Para Ferreira, o interesse do Hisbolá na América Latina se restringe à comunidade libanesa que vive em peso nessa região.
"A preocupação maior é o financiamento, tendo em vista que, com a guerra civil na Síria, é mais difícil obter dinheiro a partir do ramo sírio do Hisbolá. É preciso buscar outras possibilidades", afirma. "Não há interesse no sentido de realizar um ataque terrorista."
Um professor de uma universidade renomada no Líbano, que não quis ser identificado, afirma que existe uma visão generalista quanto ao financiamento do Hisbolá.
"A maior parte dos que estão no sul e mandam dinheiro para o Líbano enviam para familiares. Um libanês envolvido com o terrorismo ou com o narcotráfico não integra necessariamente o Hisbolá. Não é da ideologia do partido fazer essa relação. A maioria dos xiitas que estão no Brasil não é vinculada a partidos políticos", explica, reiterando que o grupo islâmico não tem um interesse político na América Latina.
O professor pontua que, além de ter o lado da milícia, o Hisbolá tem uma atuação social importante: "É claro que há adeptos da ala militar, mas a maior parte simpatiza com a área social do partido, que mantém escolas, orfanatos e hospitais, por exemplo, com dinheiro de imigrantes."

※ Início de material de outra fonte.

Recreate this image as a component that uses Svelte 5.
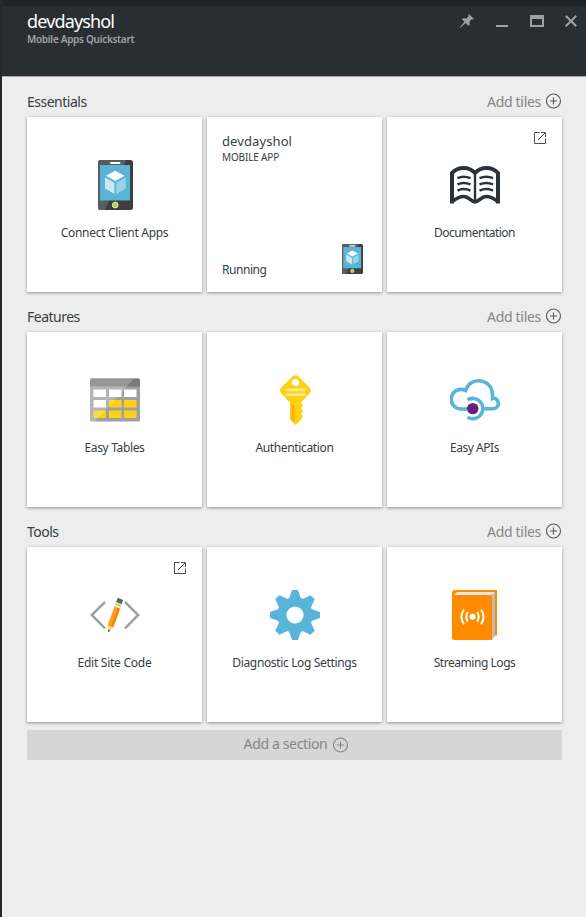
<script>
  const sections = [
    { title: 'Essentials', tiles: [
      { label: 'Connect Client Apps', icon: 'phone' },
      { label: 'devdayshol', resource: true },
      { label: 'Documentation', icon: 'book', external: true }
    ] },
    { title: 'Features', tiles: [
      { label: 'Easy Tables', icon: 'table' },
      { label: 'Authentication', icon: 'key' },
      { label: 'Easy APIs', icon: 'cloud' }
    ] },
    { title: 'Tools', tiles: [
      { label: 'Edit Site Code', icon: 'code', external: true },
      { label: 'Diagnostic Log Settings', icon: 'gear' },
      { label: 'Streaming Logs', icon: 'logs' }
    ] }
  ];
  const teeth = [0, 45, 90, 135, 180, 225, 270, 315];
</script>

{#snippet plus()}
  <svg class="plus" width="16" height="16" viewBox="0 0 16 16" fill="none" stroke="currentColor">
    <circle cx="7.500" cy="8" r="7" stroke-width="1.100" />
    <path d="M4 8h7M7.500 4.500v7" stroke-width="1.100" />
  </svg>
{/snippet}

{#snippet phone(w, h)}
  <svg width={w} height={h} viewBox="0 0 35 50">
    <rect width="35" height="50" rx="2.500" fill="#3e3e3e" />
    <path d="M2.500 0H28L7 50H2.500A2.500 2.500 0 0 1 0 47.500V2.500A2.500 2.500 0 0 1 2.500 0Z" fill="#5c5c5c" />
    <rect x="12" y="2" width="10.500" height="2" rx="1" fill="#fff" />
    <rect x="2" y="5" width="30" height="35.500" fill="#59b4d9" />
    <path d="M17.300 10.800 26.500 15.800 17.300 21 8 15.800Z" fill="#fff" />
    <path d="M7 17.500 16.500 22.800V34L7 28.500Z" fill="#cde8f4" />
    <path d="M27.800 17.500 18.200 22.800V34L27.800 28.500Z" fill="#9bd2e8" />
    <circle cx="17.200" cy="45" r="2.900" fill="#b8d432" stroke="#f4f8dc" stroke-width=".8" />
  </svg>
{/snippet}

{#snippet icon(name)}
  {#if name === 'phone'}
    {@render phone(35, 50)}
  {:else if name === 'book'}
    <svg width="50" height="50" viewBox="0 0 50 50" fill="none" stroke="#2b3238">
      <path d="M2 43.500V13Q6.500 8 13.500 8T25 13Q29.500 8 36.500 8T48 13V43.500" stroke-width="4" />
      <path d="M25 12V42" stroke-width="2.400" />
      <path d="M2 42Q8 36.500 14 36.500C19 36.500 21 42 25 42S31 36.500 36 36.500Q42 36.500 48 42" stroke-width="3.600" />
      <path d="M7.500 18.200Q13.500 15.200 20.500 18.200M7.500 24.400Q13.500 21.400 20.500 24.400M7.500 30.600Q13.500 27.600 20.500 30.600M29.500 18.200Q36.500 15.200 43 18.200M29.500 24.400Q36.500 21.400 43 24.400M29.500 30.600Q36.500 27.600 43 30.600" stroke-width="2.500" />
    </svg>
  {:else if name === 'table'}
    <svg width="50" height="50" viewBox="0 0 50 50">
      <rect y="4" width="50" height="43" rx="1.500" fill="#a0a0a0" transform="translate(0 -.5)" />
      <path d="M0 11.500V5Q0 3.500 1.500 3.500H48.500Q50 3.500 50 5V11.500Z" fill="#7a7a7a" />
      {#each [14.500, 25, 35.500] as y, row}
        {#each [3.500, 19, 34] as x, col}
          <rect {x} {y} width="12.500" height="7.500" fill={row === 2 || (row === 1 && col > 0) ? '#fcd116' : '#fff'} />
        {/each}
      {/each}
      <path d="M1.500 3.500H44L5 46.500H1.500Q0 46.500 0 45V5Q0 3.500 1.500 3.500Z" fill="#fff" opacity=".22" />
    </svg>
  {:else if name === 'key'}
    <svg width="50" height="50" viewBox="0 0 50 50">
      <path d="M22.500 1.500Q25.500-1.200 28.500 1.500L39.500 12.500Q42 15.500 39.500 18.500L31.500 27V29L33.200 30.500 31.500 32.500V34.500L33.200 36 31.500 38V39.500L33.200 41 31.500 43V44.500L25.500 50 20 44.500V27.500L11.200 18.500Q8.700 15.500 11.200 12.500Z" fill="#fcd116" />
      <circle cx="25.500" cy="7.500" r="3.500" fill="#fff" />
      <path d="M17 13.500H34.500A1 1 0 0 1 34.500 16.300H17A1 1 0 0 1 17 13.500M17 18.200H34.500A1 1 0 0 1 34.500 21H17A1 1 0 0 1 17 18.200" fill="#fee88b" />
      <path d="M21.500 29 24.800 30.500V47.500L21.500 44.500Z" fill="#ffb000" />
    </svg>
  {:else if name === 'cloud'}
    <svg width="50" height="50" viewBox="0 0 50 50" fill="none" stroke="#59b4d9" stroke-width="3.600">
      <path d="M20 34H12A9.800 9.800 0 1 1 15.500 15.500C18 9 23 5.800 28.500 5.800C36.500 5.800 42.500 12 42.500 19.500V23.500C46 22.500 48.300 25.500 48.300 28.500C48.300 31.500 46 33.700 43 33.700H33" />
      <path d="M17.500 24.800A10.200 10.200 0 1 1 17.500 42.300" />
      <circle cx="22.800" cy="33.600" r="5.700" fill="#68217a" stroke="none" />
    </svg>
  {:else if name === 'code'}
    <svg width="50" height="50" viewBox="0 0 50 50">
      <path d="M15 12 1.800 25 15 38.300M35 12 48.200 25 35 38.300" fill="none" stroke="#a0a0a0" stroke-width="2.500" />
      <g transform="translate(18.500 41.800) rotate(20)">
        <path d="M-3-6H3L.5 0H-.5Z" fill="#fcd57a" />
        <path d="M-.9-2H.9L.5 0H-.5Z" fill="#555" />
        <rect x="-3" y="-26" width="3" height="20" fill="#ff9c1a" />
        <rect y="-26" width="3" height="20" fill="#f58200" />
        <rect x="-3" y="-30.500" width="6" height="4.500" fill="#e5efc4" />
        <path d="M-3-28.500H3" stroke="#a3c94a" />
        <rect x="-3" y="-35" width="6" height="4.500" rx=".7" fill="#5f6268" />
      </g>
    </svg>
  {:else if name === 'gear'}
    <svg width="50" height="50" viewBox="-25 -25 50 50">
      {#each teeth as angle}
        <path d="M-6.500-15-2.900-25H2.900L6.500-15Z" transform="rotate({angle})" fill="#59b4d9" />
      {/each}
      <circle r="13.200" fill="none" stroke="#59b4d9" stroke-width="9.200" />
    </svg>
  {:else if name === 'logs'}
    <svg width="50" height="50" viewBox="0 0 50 50">
      <path d="M5 0H47V45.500H42V50H4Q2 50 2 48V3Q2 0 5 0Z" fill="#ff8c00" />
      <path d="M4 5 7 2H45L42 5Z" fill="#e6e6e6" />
      <path d="M42 5 45 2V46L42 49.500Z" fill="#bcbcbc" />
      <circle cx="22.500" cy="26.800" r="3" fill="#fff" />
      <path d="M17.800 22Q14.800 26.800 17.800 31.600M27.200 22Q30.200 26.800 27.200 31.600M14 19.500Q8.800 26.800 14 34.200M31 19.500Q36.200 26.800 31 34.200" fill="none" stroke="#fff" stroke-width="2" />
    </svg>
  {/if}
{/snippet}

<div class="blade">
  <header>
    <div class="heading">
      <h1>devdayshol</h1>
      <p>Mobile Apps Quickstart</p>
    </div>
    <div class="controls">
      <svg width="14" height="14" viewBox="0 0 14 14" fill="#a0a1a8"><path d="M8.800 0 14 5 12.500 5.500 11.500 5.200 9.500 7.500 9.700 11 8.400 11.700 5.600 9 .4 13.700 0 13.300 4.500 7.800 2 5.300 3 4.200 6.500 4.400 8.700 2.300 8.200 1Z" /></svg>
      <svg width="12" height="14" viewBox="0 0 12 14"><path d="M0 12H12" stroke="#a0a1a8" stroke-width="2" /></svg>
      <svg width="14" height="14" viewBox="0 0 14 14"><path d="M0 1H14V13H0ZM2 5V11H12V5Z" fill="#a0a1a8" fill-rule="evenodd" /></svg>
      <svg width="12" height="14" viewBox="0 0 12 14"><path d="M.7 1.700 11.300 12.300M11.300 1.700.7 12.300" stroke="#a0a1a8" stroke-width="2" /></svg>
    </div>
  </header>

  <main>
    {#each sections as section}
      <section>
        <div class="section-head">
          <h2>{section.title}</h2>
          <div class="add"><span>Add tiles</span>{@render plus()}</div>
        </div>
        <div class="tiles">
          {#each section.tiles as tile}
            {#if tile.resource}
              <div class="tile resource">
                <div class="name">{tile.label}</div>
                <div class="kind">MOBILE APP</div>
                <div class="status"><span>Running</span>{@render phone(21, 30)}</div>
              </div>
            {:else}
              <div class="tile">
                <div class="icon {tile.icon}">{@render icon(tile.icon)}</div>
                <div class="label {tile.icon}">{tile.label}</div>
                {#if tile.external}
                  <svg class="external" width="12" height="12" viewBox="0 0 12 12" fill="none" stroke="#4a5055"><path d="M5.500.5H.5V11.500H11.500V6.500M7 .5H11.500V5M11.200.8 4 8" /></svg>
                {/if}
              </div>
            {/if}
          {/each}
        </div>
      </section>
    {/each}
    <div class="add-section"><span>Add a section</span>{@render plus()}</div>
  </main>
</div>

<style>
  :global(body) { margin: 0; }
  .blade {
    box-sizing: border-box;
    height: 917px;
    border-left: 2px solid #24282c;
    background: #ededed;
    color: #383d43;
    font-family: "Noto Sans", "Open Sans", sans-serif;
    overflow: hidden;
  }
  h1, h2, p { margin: 0; font-weight: 400; }
  svg { display: block; flex: none; }
  header {
    box-sizing: border-box;
    height: 77px;
    padding: 0 9px 0 25px;
    display: flex;
    justify-content: space-between;
    background: #292e32;
    border-top: 6px solid #1f2327;
    border-bottom: 1px solid #a8a9ac;
  }
  .heading { padding-top: 4px; white-space: nowrap; }
  h1 { font-size: 18px; line-height: 22px; letter-spacing: -.85px; color: #fff; }
  header p { font-size: 10px; line-height: 14px; font-weight: 600; letter-spacing: -.3px; color: #a0a1a8; }
  .controls { display: flex; gap: 22px; padding-top: 8px; }
  .controls svg:nth-child(3) { margin-right: -1px; }
  main { padding: 0 24px 0 25px; }
  .section-head { height: 40px; display: flex; justify-content: space-between; align-items: flex-start; }
  h2 { font-size: 14px; line-height: 20px; margin-top: 15px; letter-spacing: -.5px; }
  .add { display: flex; align-items: center; gap: 5px; height: 20px; margin-top: 14px; font-size: 14px; letter-spacing: -.3px; color: #828788; }
  .add .plus { color: #555b61; }
  .tiles { display: flex; gap: 5px; }
  .tile {
    position: relative;
    box-sizing: border-box;
    width: 175px;
    height: 175px;
    padding-top: 43px;
    background: #fff;
    box-shadow: 0 1px 3px rgba(0, 0, 0, .4);
    white-space: nowrap;
  }
  .icon { height: 50px; display: flex; justify-content: center; }
  .icon.phone { padding-left: 2px; }
  .label { margin-top: 14px; text-align: center; font-size: 12px; line-height: 18px; letter-spacing: -.35px; }
  .label.phone { letter-spacing: -.3px; }
  .label.book { letter-spacing: -.52px; }
  .label.code { letter-spacing: -.25px; }
  .label.logs, .label.cloud { letter-spacing: -.45px; }
  .external { position: absolute; top: 15px; right: 16px; }
  .resource { padding: 15px 19px 15px 15px; display: flex; flex-direction: column; }
  .name { font-size: 13px; line-height: 18px; letter-spacing: .1px; }
  .kind { font-size: 10px; line-height: 14px; letter-spacing: -.15px; }
  .status { margin-top: auto; display: flex; justify-content: space-between; align-items: flex-end; font-size: 12px; line-height: 18px; letter-spacing: -.45px; }
  .status span { position: relative; top: 2px; }
  .status svg { position: relative; top: -3px; }
  .add-section {
    height: 30px;
    margin-top: 8px;
    padding-left: 4px;
    display: flex;
    align-items: center;
    justify-content: center;
    gap: 6px;
    background: #d6d6d6;
    color: #828788;
    font-size: 14px;
    letter-spacing: -.35px;
  }
  .add-section span { line-height: 20px; position: relative; top: -1px; }
</style>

O comerciante libanês Abbas Nagib Termos, naturalizado no Paraguai, viveu em Foz do Iguaçu entre o final da década de 80 e a metade dos anos 90. Assim como a maioria dos libaneses que vivem em Foz do Iguaçu, Termos viajava todos os dias para Ciudad del Este, no Paraguai, para vender produtos eletrônicos.
Em meio à guerra civil, ele deixou o Líbano em busca de melhores condições de vida. "Era jovem e vi que muitos libaneses estavam ganhando dinheiro no Brasil. Decidi ir trabalhar", lembra.
De volta ao Líbano, ele continua a ajudar o Hisbolá, assim como muitas famílias xiitas da Tríplice Fronteira. "Atuo na parte social. Eu gosto, ajudo e sou próximo de chefes do partido, mas não sou político."